After his departure, still desirous that his firmness should not be mistaken for rebellion, Luther wrote to the emperor. “God, who is the searcher of hearts, is my witness,” he said, “that I am ready most earnestly to obey your majesty, in honor or in dishonor, in life or in death, and with no exception save the word of God, by which man lives. In all the affairs of this present life, my fidelity shall be unshaken, for here to lose or to gain is of no consequence to salvation. But when eternal interests are concerned, God wills not that man should submit unto man. For such submission in spiritual matters is a real worship, and ought to be rendered solely to the Creator.”—Ibid., b. 7, ch. 11.
On the journey from Worms, Luther’s reception was even more flattering than during his progress thither. Princely ecclesiastics welcomed the excommunicated monk, and civil rulers honored the man whom the emperor had denounced. He was urged to preach, and, notwithstanding the imperial prohibition, he again entered the pulpit. “I never pledged myself to chain up the word of God,” he said, “nor will I.”—Martyn 1:420.
He had not been long absent from Worms, when the papists prevailed upon the emperor to issue an edict against him. In this decree Luther was denounced as “Satan himself under the form of a man and dressed in a monk’s frock.”—D’Aubigne, b. 7, ch. 11. It was commanded that as soon as his safe-conduct should expire, measures be taken to stop his work. All persons were forbidden to harbor him, to give him food or drink, or by word or act, in public or private, to aid or abet him. He was to be seized wherever he might be, and delivered to the authorities. His adherents also were to be imprisoned and their property confiscated. His writings were to be destroyed, and, finally, all who should dare to act contrary to this decree were included in its condemnation. The elector of Saxony and the princes most friendly to Luther had left Worms soon after his departure, and the emperor’s decree received the sanction of the Diet. Now the Romanists were jubilant. They considered the fate of the Reformation sealed.
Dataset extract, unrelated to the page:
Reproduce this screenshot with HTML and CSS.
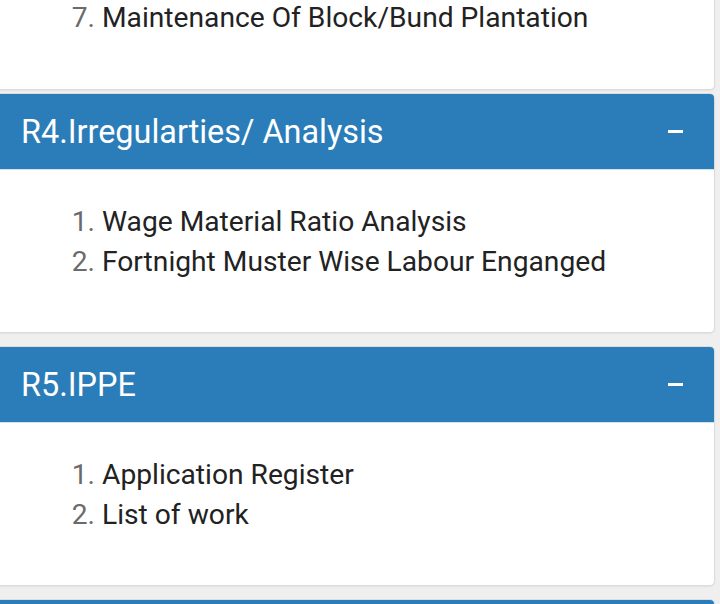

God had provided a way of escape for His servant in this hour of peril. A vigilant eye had followed Luther’s movements, and a true and noble heart had resolved upon his rescue. It was plain that Rome would be satisfied with nothing short of his death; only by concealment could he be preserved from the jaws of the lion. God gave wisdom to Frederick of Saxony to devise a plan for the Reformer’s preservation. With the co-operation of true friends the elector’s purpose was carried out, and Luther was effectually hidden from friends and foes. Upon his homeward journey he was seized, separated from his attendants, and hurriedly conveyed through the forest to the castle of Wartburg, an isolated mountain fortress. Both his seizure and his concealment were so involved in mystery that even Frederick himself for a long time knew not whither he had been conducted. This ignorance was not without design; so long as the elector knew nothing of Luther’s whereabouts, he could reveal nothing. He satisfied himself that the Reformer was safe, and with this knowledge he was content.
Spring, summer, and autumn passed, and winter came, and Luther still remained a prisoner. Aleander and his partisans exulted as the light of the gospel seemed about to be extinguished. But instead of this, the Reformer was filling his lamp from the storehouse of truth; and its light was to shine forth with brighter radiance.
In the friendly security of the Wartburg, Luther for a time rejoiced in his release from the heat and turmoil of battle. But he could not long find satisfaction in quiet and repose. Accustomed to a life of activity and stern conflict, he could ill endure to remain inactive. In those solitary days the condition of the church rose up before him, and he cried in despair. “Alas! there is no one in this latter day of His anger, to stand like a wall before the Lord, and save Israel!”—Ibid., b. 9, ch. 2. Again, his thoughts returned to himself, and he feared being charged with cowardice in withdrawing from the contest. Then he reproached himself for his indolence and self-indulgence. Yet at the same time he was daily accomplishing more than it seemed possible for one man to do. His pen was never idle. While his enemies flattered themselves that he was silenced, they were astonished and confused by tangible proof that he was still active. A host of tracts, issuing from his pen, circulated throughout Germany. He also performed a most important service for his countrymen by translating the New Testament into the German tongue. From his rocky Patmos he continued for nearly a whole year to proclaim the gospel and rebuke the sins and errors of the times.
But it was not merely to preserve Luther from the wrath of his enemies, nor even to afford him a season of quiet for these important labors, that God had withdrawn His servant from the stage of public life. There were results more precious than these to be secured. In the solitude and obscurity of his mountain retreat, Luther was removed from earthly supports and shut out from human praise. He was thus saved from the pride and self-confidence that are so often caused by success. By suffering and humiliation he was prepared again to walk safely upon the dizzy heights to which he had been so suddenly exalted.
As men rejoice in the freedom which the truth brings them, they are inclined to extol those whom God has employed to break the chains of error and superstition. Satan seeks to divert men’s thoughts and affections from God, and to fix them upon human agencies; he leads them to honor the mere instrument and to ignore the Hand that directs all the events of providence. Too often religious leaders who are thus praised and reverenced lose sight of their dependence upon God and are led to trust in themselves. As a result they seek to control the minds and consciences of the people, who are disposed to look to them for guidance instead of looking to the word of God. The work of reform is often retarded because of this spirit indulged by its supporters. From this danger, God would guard the cause of the Reformation. He desired that work to receive, not the impress of man, but that of God. The eyes of men had been turned to Luther as the expounder of the truth; he was removed that all eyes might be directed to the eternal Author of truth.